Но Чехов не стал расстраиваться, он добавил к дневным часам занятий долгое ночное время. Десятки часов подряд читал теорию, изучал боевое оружие. Он очень уважал теорию и верил в силу книги, он в совершенстве изучил многие принципы оптики и мог, как заправский физик, говорить о законах преломления света, о действительном и мнимом изображении, рисовать сложный путь светового луча через девять линз оптического прицела, он понял внутренний теоретический принцип всех приспособлений: и поворота дистанционного маховичка, и связи пенька, приподымающегося при прицеливании, с горизонтальными нитями… И объемное, широкое, четырехкратно приближенное изображение Чехов воспринимал не только глазами стрелка, но и физика.
Лейтенант ошибся — при стрельбе из боевого оружия по движущейся мишени Чехов поразил «в головку» всеми тремя данными ему патронами маленькую юркую фигурку. Он кончил снайперскую школу отличником, первым, и сразу же попросился в часть добровольцем, хотя его оставили инструктором — учить курсантов снайперской и обычной стрельбе, пользованию автоматом и различными гранатами.
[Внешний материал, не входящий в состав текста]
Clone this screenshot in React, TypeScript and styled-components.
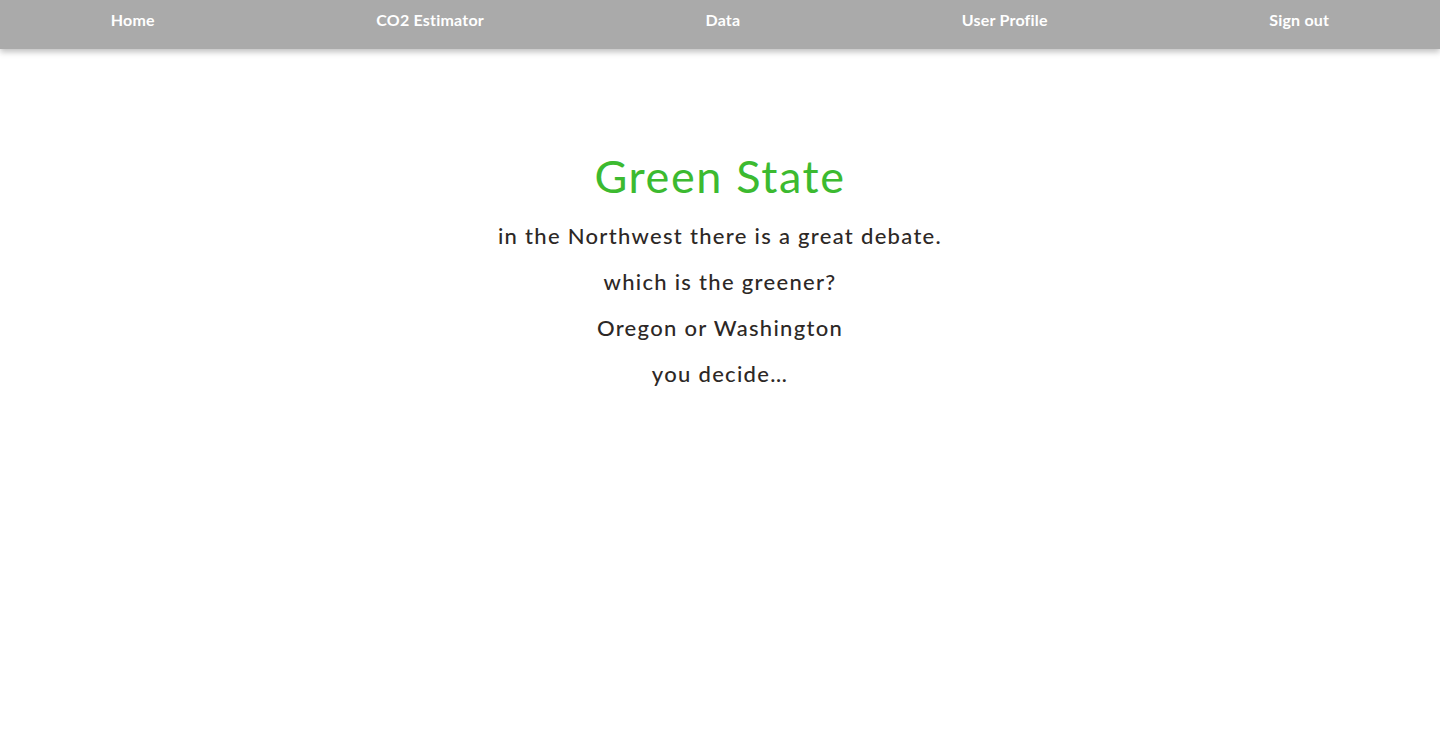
import React from "react"
import styled, { createGlobalStyle } from "styled-components"

const GlobalStyle = createGlobalStyle`
  body {
    margin: 0;
    background: #ffffff;
    font-family: Lato, "Noto Sans", sans-serif;
  }
`

const NavBar = styled.nav`
  display: flex;
  justify-content: space-around;
  align-items: flex-start;
  height: 49px;
  padding-top: 10px;
  box-sizing: border-box;
  background: #aaaaaa;
  box-shadow: 0 3px 6px rgba(0, 0, 0, 0.25);
`

const NavLink = styled.a`
  color: #ffffff;
  font-size: 16px;
  font-weight: 700;
  line-height: 20px;
  letter-spacing: 0.2px;
  text-decoration: none;
  cursor: pointer;
`

const Main = styled.main`
  display: flex;
  flex-direction: column;
  align-items: center;
  padding-top: 95px;
  text-align: center;
`

const Title = styled.h1`
  margin: 0 0 5px;
  color: #3cba30;
  font-size: 45px;
  font-weight: 400;
  line-height: 64px;
  letter-spacing: 1.6px;
`

const Line = styled.p`
  margin: 0;
  color: #2d2826;
  font-size: 22px;
  font-weight: 500;
  line-height: 46px;
  letter-spacing: 1.3px;
`

const links = ["Home", "CO2 Estimator", "Data", "User Profile", "Sign out"]
const lines = [
  "in the Northwest there is a great debate.",
  "which is the greener?",
  "Oregon or Washington",
  "you decide…",
]

export default function App() {
  return (
    <>
      <GlobalStyle />
      <NavBar>
        {links.map(link => (
          <NavLink key={link}>{link}</NavLink>
        ))}
      </NavBar>
      <Main>
        <Title>Green State</Title>
        {lines.map(line => (
          <Line key={line}>{line}</Line>
        ))}
      </Main>
    </>
  )
}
Так уж повелось, что в школе, и на производстве, и в военном деле он легко и в совершенстве овладевал пониманием различных предметов.
Этому юноше, которого все любили за доброту и преданность матери и сестрам, не пулявшему в детстве из рогатки, ибо он «жалел бить по живому», захотелось пойти на передовую.
— Я хотел лишь стать таким человеком, который сам уничтожает врага, — сказал мне Чехов.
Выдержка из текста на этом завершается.